* **Exercise task**
Return all of the data exactly as written, without the pictures.

* **Information supplied**
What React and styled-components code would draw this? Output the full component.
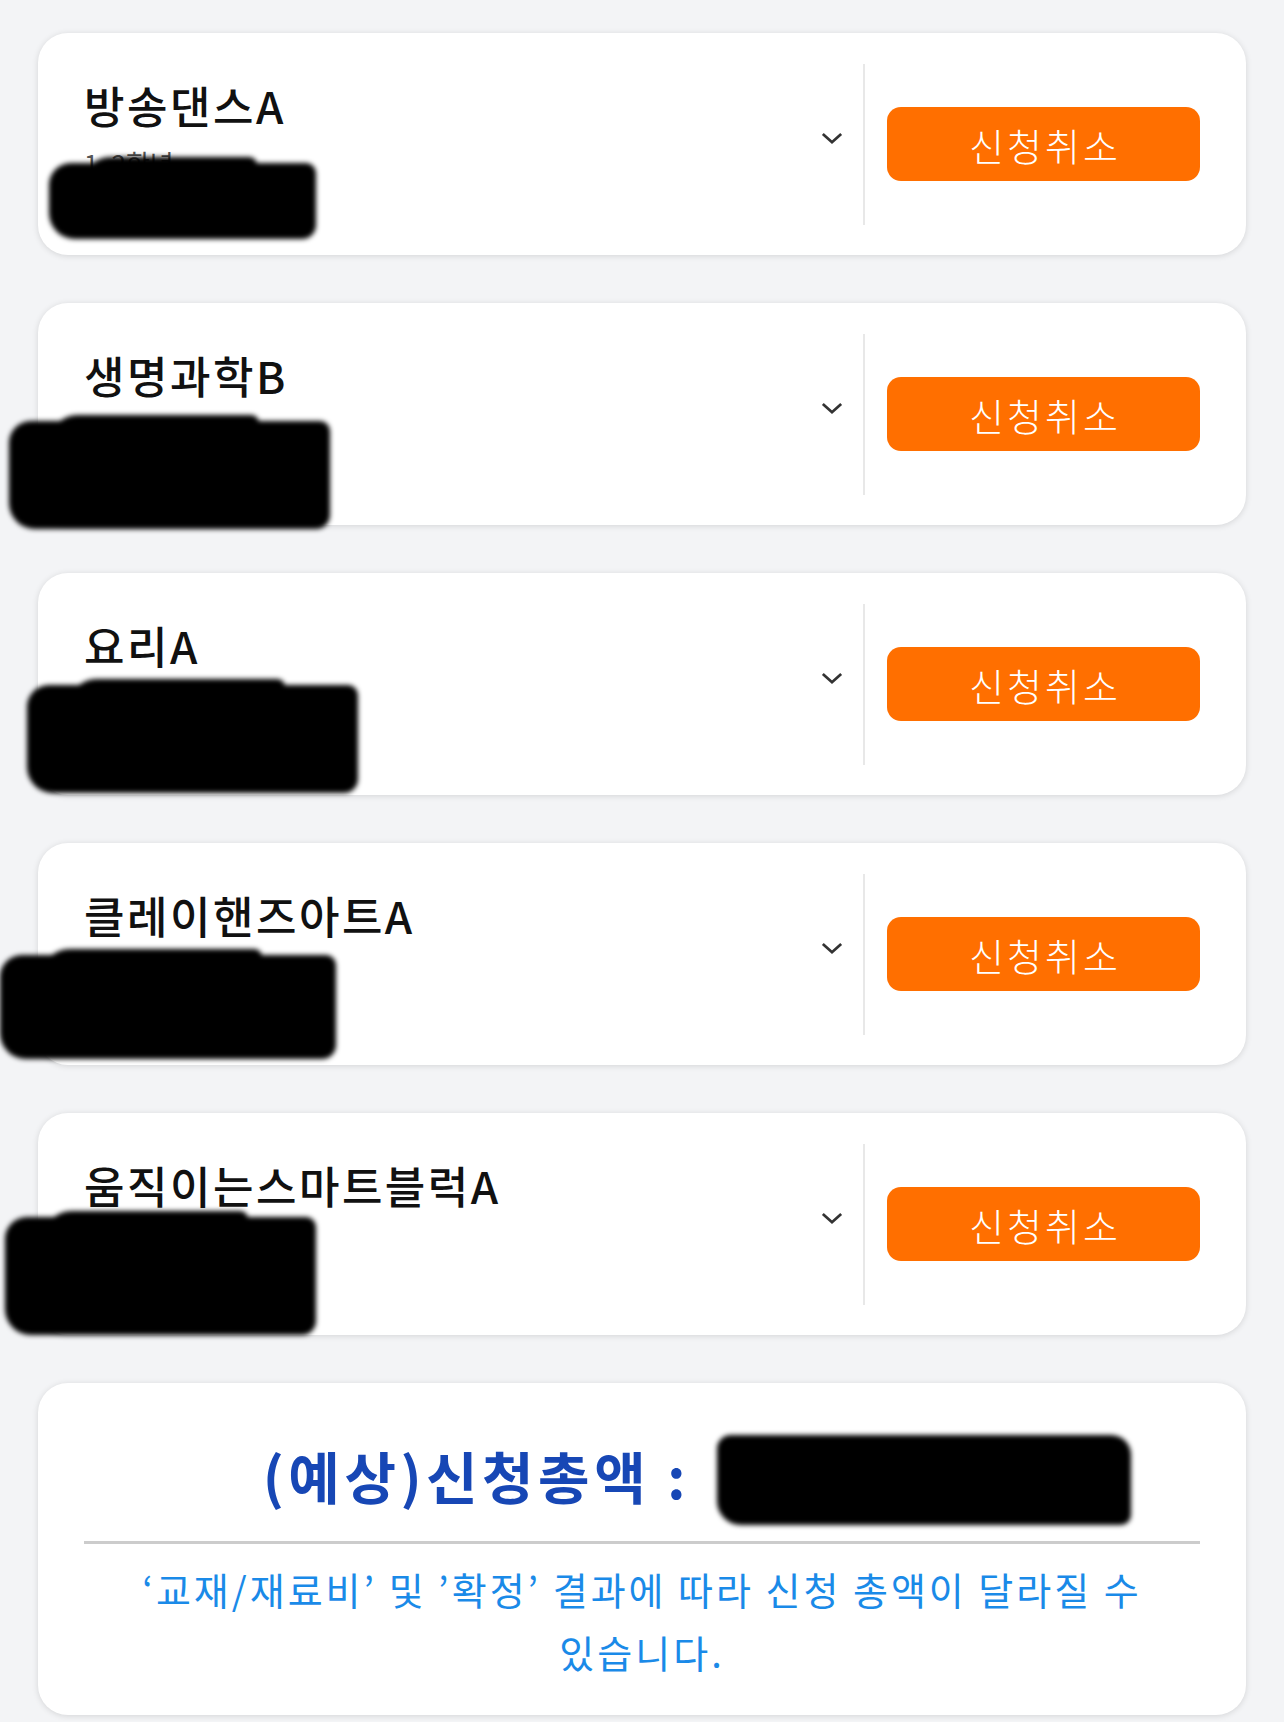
import React from 'react';
import styled, { createGlobalStyle } from 'styled-components';

const GlobalStyle = createGlobalStyle`
  html, body {
    margin: 0;
    padding: 0;
    background: #f3f4f6;
  }
  body {
    font-family: 'Noto Sans CJK KR', 'Noto Sans', sans-serif;
    color: #111;
  }
`;

const courses = [
  { name: '방송댄스A', grade: '1, 2학년', blot: { l: 11, t: 130, w: 267, h: 76 } },
  { name: '생명과학B', grade: '3, 4학년', blot: { l: -29, t: 118, w: 321, h: 108 } },
  { name: '요리A', grade: '1, 2학년', blot: { l: -11, t: 112, w: 331, h: 108 } },
  { name: '클레이핸즈아트A', grade: '1, 2학년', blot: { l: -38, t: 112, w: 336, h: 104 } },
  { name: '움직이는스마트블럭A', grade: '1, 2학년', blot: { l: -33, t: 104, w: 311, h: 118 } },
];

export default function App() {
  return (
    <Page>
      <GlobalStyle />
      {courses.map((c) => (
        <Card key={c.name}>
          <Info>
            <Title>{c.name}</Title>
            <Grade>{c.grade}</Grade>
          </Info>
          <Chevron viewBox='0 0 24 14' aria-hidden>
            <path d='M2 2 L12 11 L22 2' fill='none' stroke='#333' strokeWidth='3' />
          </Chevron>
          <Divider />
          <CancelButton type='button'>신청취소</CancelButton>
          <Blot $l={c.blot.l} $t={c.blot.t} $w={c.blot.w} $h={c.blot.h} />
        </Card>
      ))}
      <Summary>
        <Total>
          (예상)신청총액 : <Amount>000,000원</Amount>
        </Total>
        <Rule />
        <Note>‘교재/재료비’ 및 ’확정’ 결과에 따라 신청 총액이 달라질 수 있습니다.</Note>
      </Summary>
    </Page>
  );
}

const Page = styled.div`
  display: flex;
  flex-direction: column;
  gap: 48px;
  padding: 33px 38px 6px;
`;

const Card = styled.div`
  position: relative;
  display: flex;
  align-items: center;
  height: 222px;
  padding: 0 46px 0 46px;
  background: #fff;
  border-radius: 30px;
  box-shadow: 0 1px 6px rgba(0, 0, 0, 0.13);
  box-sizing: border-box;
`;

const Info = styled.div`
  flex: 1;
  align-self: stretch;
  padding-top: 41px;
`;

const Title = styled.div`
  font-size: 44px;
  line-height: 62px;
  font-weight: 500;
  letter-spacing: 2.5px;
  color: #111;
`;

const Grade = styled.div`
  margin-top: 8px;
  font-size: 26px;
  color: #555;
`;

const Chevron = styled.svg`
  width: 22px;
  height: 13px;
  margin: 0 20px 12px 0;
`;

const Divider = styled.div`
  width: 2px;
  height: 161px;
  background: #e8e8e8;
  margin-right: 22px;
`;

const CancelButton = styled.button`
  width: 313px;
  height: 74px;
  border: 0;
  border-radius: 14px;
  background: #ff6f00;
  color: #fff;
  font-family: inherit;
  font-size: 38px;
  font-weight: 300;
  letter-spacing: 3px;
  text-indent: 3px;
  cursor: pointer;
`;

const Blot = styled.div`
  position: absolute;
  left: ${(p) => p.$l}px;
  top: ${(p) => p.$t}px;
  width: ${(p) => p.$w}px;
  height: ${(p) => p.$h}px;
  background: #000;
  border-radius: 22px 10px 14px 26px;
  filter: blur(2.5px);
  &::after {
    content: '';
    position: absolute;
    left: 12%;
    right: 22%;
    top: -6px;
    height: 40px;
    background: #000;
    border-radius: 30px 8px 0 0;
  }
`;

const Summary = styled.div`
  display: flex;
  flex-direction: column;
  padding: 56px 46px 32px;
  background: #fff;
  border-radius: 30px;
  box-shadow: 0 1px 6px rgba(0, 0, 0, 0.13);
`;

const Total = styled.div`
  text-align: center;
  font-size: 56px;
  line-height: 72px;
  font-weight: 700;
  letter-spacing: 4.5px;
  white-space: nowrap;
  color: #1747b5;
`;

const Amount = styled.span`
  position: relative;
  display: inline-block;
  width: 300px;
  margin-left: 14px;
  overflow: visible;
  white-space: nowrap;
  color: transparent;
  text-align: left;
  &::after {
    content: '';
    position: absolute;
    left: -4px;
    right: -110px;
    top: -4px;
    bottom: -14px;
    background: #000;
    border-radius: 14px 20px 10px 24px;
    filter: blur(2.5px);
  }
`;

const Rule = styled.div`
  height: 3px;
  background: #cccccc;
  margin-top: 30px;
`;

const Note = styled.p`
  margin: 13px 0 0;
  text-align: center;
  font-size: 38px;
  line-height: 63px;
  letter-spacing: 3px;
  word-break: keep-all;
  color: #1a8ae8;
`;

* **Exercise output**
What React and styled-components code would draw this? Output the full component.
import React from 'react';
import styled, { createGlobalStyle } from 'styled-components';

const GlobalStyle = createGlobalStyle`
  html, body {
    margin: 0;
    padding: 0;
    background: #f3f4f6;
  }
  body {
    font-family: 'Noto Sans CJK KR', 'Noto Sans', sans-serif;
    color: #111;
  }
`;

const courses = [
  { name: '방송댄스A', grade: '1, 2학년', blot: { l: 11, t: 130, w: 267, h: 76 } },
  { name: '생명과학B', grade: '3, 4학년', blot: { l: -29, t: 118, w: 321, h: 108 } },
  { name: '요리A', grade: '1, 2학년', blot: { l: -11, t: 112, w: 331, h: 108 } },
  { name: '클레이핸즈아트A', grade: '1, 2학년', blot: { l: -38, t: 112, w: 336, h: 104 } },
  { name: '움직이는스마트블럭A', grade: '1, 2학년', blot: { l: -33, t: 104, w: 311, h: 118 } },
];

export default function App() {
  return (
    <Page>
      <GlobalStyle />
      {courses.map((c) => (
        <Card key={c.name}>
          <Info>
            <Title>{c.name}</Title>
            <Grade>{c.grade}</Grade>
          </Info>
          <Chevron viewBox='0 0 24 14' aria-hidden>
            <path d='M2 2 L12 11 L22 2' fill='none' stroke='#333' strokeWidth='3' />
          </Chevron>
          <Divider />
          <CancelButton type='button'>신청취소</CancelButton>
          <Blot $l={c.blot.l} $t={c.blot.t} $w={c.blot.w} $h={c.blot.h} />
        </Card>
      ))}
      <Summary>
        <Total>
          (예상)신청총액 : <Amount>000,000원</Amount>
        </Total>
        <Rule />
        <Note>‘교재/재료비’ 및 ’확정’ 결과에 따라 신청 총액이 달라질 수 있습니다.</Note>
      </Summary>
    </Page>
  );
}

const Page = styled.div`
  display: flex;
  flex-direction: column;
  gap: 48px;
  padding: 33px 38px 6px;
`;

const Card = styled.div`
  position: relative;
  display: flex;
  align-items: center;
  height: 222px;
  padding: 0 46px 0 46px;
  background: #fff;
  border-radius: 30px;
  box-shadow: 0 1px 6px rgba(0, 0, 0, 0.13);
  box-sizing: border-box;
`;

const Info = styled.div`
  flex: 1;
  align-self: stretch;
  padding-top: 41px;
`;

const Title = styled.div`
  font-size: 44px;
  line-height: 62px;
  font-weight: 500;
  letter-spacing: 2.5px;
  color: #111;
`;

const Grade = styled.div`
  margin-top: 8px;
  font-size: 26px;
  color: #555;
`;

const Chevron = styled.svg`
  width: 22px;
  height: 13px;
  margin: 0 20px 12px 0;
`;

const Divider = styled.div`
  width: 2px;
  height: 161px;
  background: #e8e8e8;
  margin-right: 22px;
`;

const CancelButton = styled.button`
  width: 313px;
  height: 74px;
  border: 0;
  border-radius: 14px;
  background: #ff6f00;
  color: #fff;
  font-family: inherit;
  font-size: 38px;
  font-weight: 300;
  letter-spacing: 3px;
  text-indent: 3px;
  cursor: pointer;
`;

const Blot = styled.div`
  position: absolute;
  left: ${(p) => p.$l}px;
  top: ${(p) => p.$t}px;
  width: ${(p) => p.$w}px;
  height: ${(p) => p.$h}px;
  background: #000;
  border-radius: 22px 10px 14px 26px;
  filter: blur(2.5px);
  &::after {
    content: '';
    position: absolute;
    left: 12%;
    right: 22%;
    top: -6px;
    height: 40px;
    background: #000;
    border-radius: 30px 8px 0 0;
  }
`;

const Summary = styled.div`
  display: flex;
  flex-direction: column;
  padding: 56px 46px 32px;
  background: #fff;
  border-radius: 30px;
  box-shadow: 0 1px 6px rgba(0, 0, 0, 0.13);
`;

const Total = styled.div`
  text-align: center;
  font-size: 56px;
  line-height: 72px;
  font-weight: 700;
  letter-spacing: 4.5px;
  white-space: nowrap;
  color: #1747b5;
`;

const Amount = styled.span`
  position: relative;
  display: inline-block;
  width: 300px;
  margin-left: 14px;
  overflow: visible;
  white-space: nowrap;
  color: transparent;
  text-align: left;
  &::after {
    content: '';
    position: absolute;
    left: -4px;
    right: -110px;
    top: -4px;
    bottom: -14px;
    background: #000;
    border-radius: 14px 20px 10px 24px;
    filter: blur(2.5px);
  }
`;

const Rule = styled.div`
  height: 3px;
  background: #cccccc;
  margin-top: 30px;
`;

const Note = styled.p`
  margin: 13px 0 0;
  text-align: center;
  font-size: 38px;
  line-height: 63px;
  letter-spacing: 3px;
  word-break: keep-all;
  color: #1a8ae8;
`;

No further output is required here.